- _The request_: Exclude the pictures, then repeat the remaining data exactly.
· · · ·
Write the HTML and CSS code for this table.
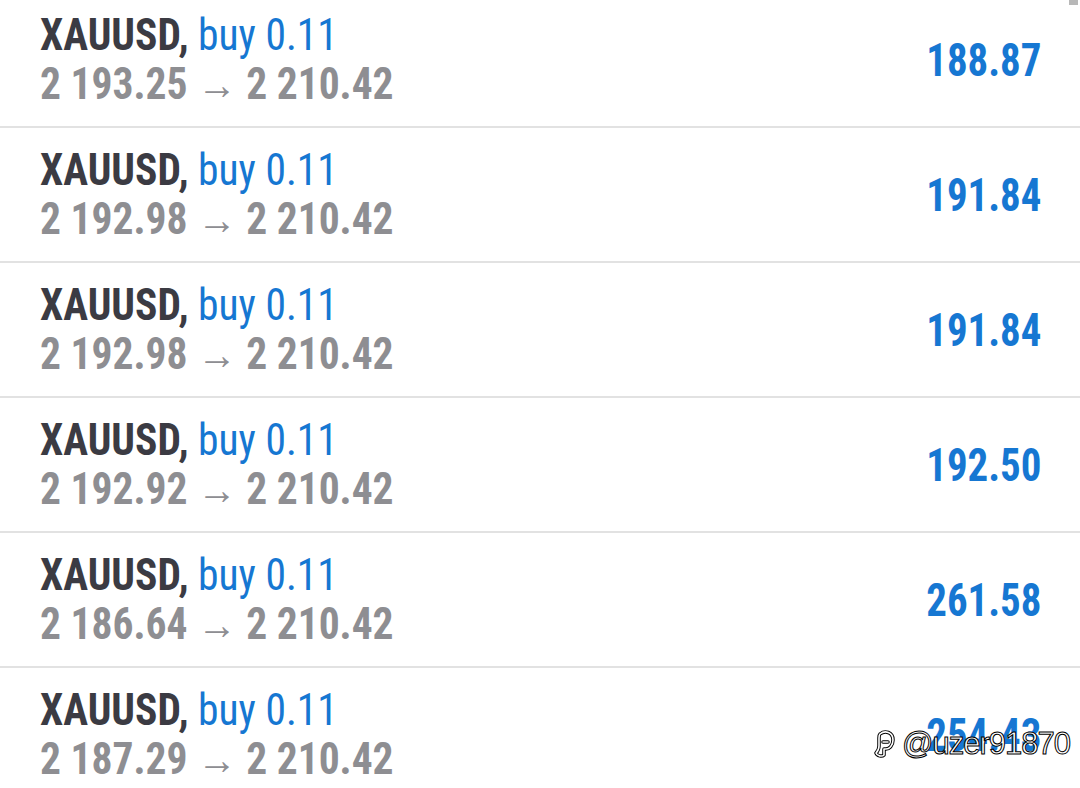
FILE: index.html
```html
<!DOCTYPE html>
<html>
<head>
<meta charset="utf-8">
<link rel="stylesheet" href="styles.css">
</head>
<body>
<div class="list">
  <div class="row"><div class="info"><div class="l1"><span class="sym">XAUUSD,</span> <span class="type">buy 0.11</span></div><div class="l2">2 193.25 <span class="arr">→</span> 2 210.42</div></div><div class="profit">188.87</div></div>
  <div class="row"><div class="info"><div class="l1"><span class="sym">XAUUSD,</span> <span class="type">buy 0.11</span></div><div class="l2">2 192.98 <span class="arr">→</span> 2 210.42</div></div><div class="profit">191.84</div></div>
  <div class="row"><div class="info"><div class="l1"><span class="sym">XAUUSD,</span> <span class="type">buy 0.11</span></div><div class="l2">2 192.98 <span class="arr">→</span> 2 210.42</div></div><div class="profit">191.84</div></div>
  <div class="row"><div class="info"><div class="l1"><span class="sym">XAUUSD,</span> <span class="type">buy 0.11</span></div><div class="l2">2 192.92 <span class="arr">→</span> 2 210.42</div></div><div class="profit">192.50</div></div>
  <div class="row"><div class="info"><div class="l1"><span class="sym">XAUUSD,</span> <span class="type">buy 0.11</span></div><div class="l2">2 186.64 <span class="arr">→</span> 2 210.42</div></div><div class="profit">261.58</div></div>
  <div class="row"><div class="info"><div class="l1"><span class="sym">XAUUSD,</span> <span class="type">buy 0.11</span></div><div class="l2">2 187.29 <span class="arr">→</span> 2 210.42</div></div><div class="profit">254.43</div></div>
</div>
<div class="watermark">
  <svg class="wm-logo" width="26" height="30" viewBox="0 0 26 30"><path d="M8 5 C13 1 21 3 21 11 C21 17 17 20 14 20 L12 20 L12 26 C10 28 5 27 4 24 C6 22 7 20 7 17 L7 9 C7 7 7 6 8 5 Z M11 13 L16 13" fill="none" stroke="#000" stroke-width="3.5" stroke-linejoin="round" stroke-linecap="round"/><path d="M8 5 C13 1 21 3 21 11 C21 17 17 20 14 20 L12 20 L12 26 C10 28 5 27 4 24 C6 22 7 20 7 17 L7 9 C7 7 7 6 8 5 Z M11 13 L16 13" fill="none" stroke="#fff" stroke-width="1.6" stroke-linejoin="round" stroke-linecap="round"/></svg>
  <span class="wm-text">@uzer91870</span>
</div>
<div class="corner"></div>
</body>
</html>
```
FILE: styles.css
```css
html, body {
  margin: 0;
  padding: 0;
  background: #ffffff;
  overflow: hidden;
}
body {
  width: 1080px;
  height: 788px;
  position: relative;
  font-family: "Roboto Condensed", Roboto, "Liberation Sans", sans-serif;
}
.list {
  margin-top: -7px;
}
.row {
  display: flex;
  align-items: center;
  justify-content: space-between;
  height: 135px;
  box-sizing: border-box;
  padding: 0 39px 0 40px;
  border-bottom: 2px solid #e2e2e2;
}
.info {
  display: flex;
  flex-direction: column;
  transform: scaleX(0.943);
  transform-origin: left center;
}
.l1, .l2 {
  font-size: 44px;
  line-height: 49px;
  white-space: nowrap;
}
.sym {
  font-weight: 700;
  color: #3b3b43;
}
.type {
  font-weight: 400;
  color: #1677d2;
}
.l2 {
  font-weight: 700;
  color: #8e8e92;
}
.arr {
  font-weight: 400;
  font-size: 42px;
}
.profit {
  font-size: 47px;
  font-weight: 700;
  color: #1677d2;
  transform: scaleX(0.87);
  transform-origin: right center;
}
.watermark {
  position: absolute;
  left: 872px;
  top: 726px;
  display: flex;
  align-items: center;
  gap: 4px;
}
.wm-text {
  font-family: "Liberation Sans", sans-serif;
  font-size: 31px;
  color: #ffffff;
  -webkit-text-stroke: 1px #000;
  letter-spacing: -1px;
}
.corner {
  position: absolute;
  right: 2px;
  top: 0;
  width: 9px;
  height: 5px;
  background: #b8b8b8;
}
```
· · · ·
- _Response to the task_:
Write the HTML and CSS code for this table.
FILE: index.html
```html
<!DOCTYPE html>
<html>
<head>
<meta charset="utf-8">
<link rel="stylesheet" href="styles.css">
</head>
<body>
<div class="list">
  <div class="row"><div class="info"><div class="l1"><span class="sym">XAUUSD,</span> <span class="type">buy 0.11</span></div><div class="l2">2 193.25 <span class="arr">→</span> 2 210.42</div></div><div class="profit">188.87</div></div>
  <div class="row"><div class="info"><div class="l1"><span class="sym">XAUUSD,</span> <span class="type">buy 0.11</span></div><div class="l2">2 192.98 <span class="arr">→</span> 2 210.42</div></div><div class="profit">191.84</div></div>
  <div class="row"><div class="info"><div class="l1"><span class="sym">XAUUSD,</span> <span class="type">buy 0.11</span></div><div class="l2">2 192.98 <span class="arr">→</span> 2 210.42</div></div><div class="profit">191.84</div></div>
  <div class="row"><div class="info"><div class="l1"><span class="sym">XAUUSD,</span> <span class="type">buy 0.11</span></div><div class="l2">2 192.92 <span class="arr">→</span> 2 210.42</div></div><div class="profit">192.50</div></div>
  <div class="row"><div class="info"><div class="l1"><span class="sym">XAUUSD,</span> <span class="type">buy 0.11</span></div><div class="l2">2 186.64 <span class="arr">→</span> 2 210.42</div></div><div class="profit">261.58</div></div>
  <div class="row"><div class="info"><div class="l1"><span class="sym">XAUUSD,</span> <span class="type">buy 0.11</span></div><div class="l2">2 187.29 <span class="arr">→</span> 2 210.42</div></div><div class="profit">254.43</div></div>
</div>
<div class="watermark">
  <svg class="wm-logo" width="26" height="30" viewBox="0 0 26 30"><path d="M8 5 C13 1 21 3 21 11 C21 17 17 20 14 20 L12 20 L12 26 C10 28 5 27 4 24 C6 22 7 20 7 17 L7 9 C7 7 7 6 8 5 Z M11 13 L16 13" fill="none" stroke="#000" stroke-width="3.5" stroke-linejoin="round" stroke-linecap="round"/><path d="M8 5 C13 1 21 3 21 11 C21 17 17 20 14 20 L12 20 L12 26 C10 28 5 27 4 24 C6 22 7 20 7 17 L7 9 C7 7 7 6 8 5 Z M11 13 L16 13" fill="none" stroke="#fff" stroke-width="1.6" stroke-linejoin="round" stroke-linecap="round"/></svg>
  <span class="wm-text">@uzer91870</span>
</div>
<div class="corner"></div>
</body>
</html>
```
FILE: styles.css
```css
html, body {
  margin: 0;
  padding: 0;
  background: #ffffff;
  overflow: hidden;
}
body {
  width: 1080px;
  height: 788px;
  position: relative;
  font-family: "Roboto Condensed", Roboto, "Liberation Sans", sans-serif;
}
.list {
  margin-top: -7px;
}
.row {
  display: flex;
  align-items: center;
  justify-content: space-between;
  height: 135px;
  box-sizing: border-box;
  padding: 0 39px 0 40px;
  border-bottom: 2px solid #e2e2e2;
}
.info {
  display: flex;
  flex-direction: column;
  transform: scaleX(0.943);
  transform-origin: left center;
}
.l1, .l2 {
  font-size: 44px;
  line-height: 49px;
  white-space: nowrap;
}
.sym {
  font-weight: 700;
  color: #3b3b43;
}
.type {
  font-weight: 400;
  color: #1677d2;
}
.l2 {
  font-weight: 700;
  color: #8e8e92;
}
.arr {
  font-weight: 400;
  font-size: 42px;
}
.profit {
  font-size: 47px;
  font-weight: 700;
  color: #1677d2;
  transform: scaleX(0.87);
  transform-origin: right center;
}
.watermark {
  position: absolute;
  left: 872px;
  top: 726px;
  display: flex;
  align-items: center;
  gap: 4px;
}
.wm-text {
  font-family: "Liberation Sans", sans-serif;
  font-size: 31px;
  color: #ffffff;
  -webkit-text-stroke: 1px #000;
  letter-spacing: -1px;
}
.corner {
  position: absolute;
  right: 2px;
  top: 0;
  width: 9px;
  height: 5px;
  background: #b8b8b8;
}
```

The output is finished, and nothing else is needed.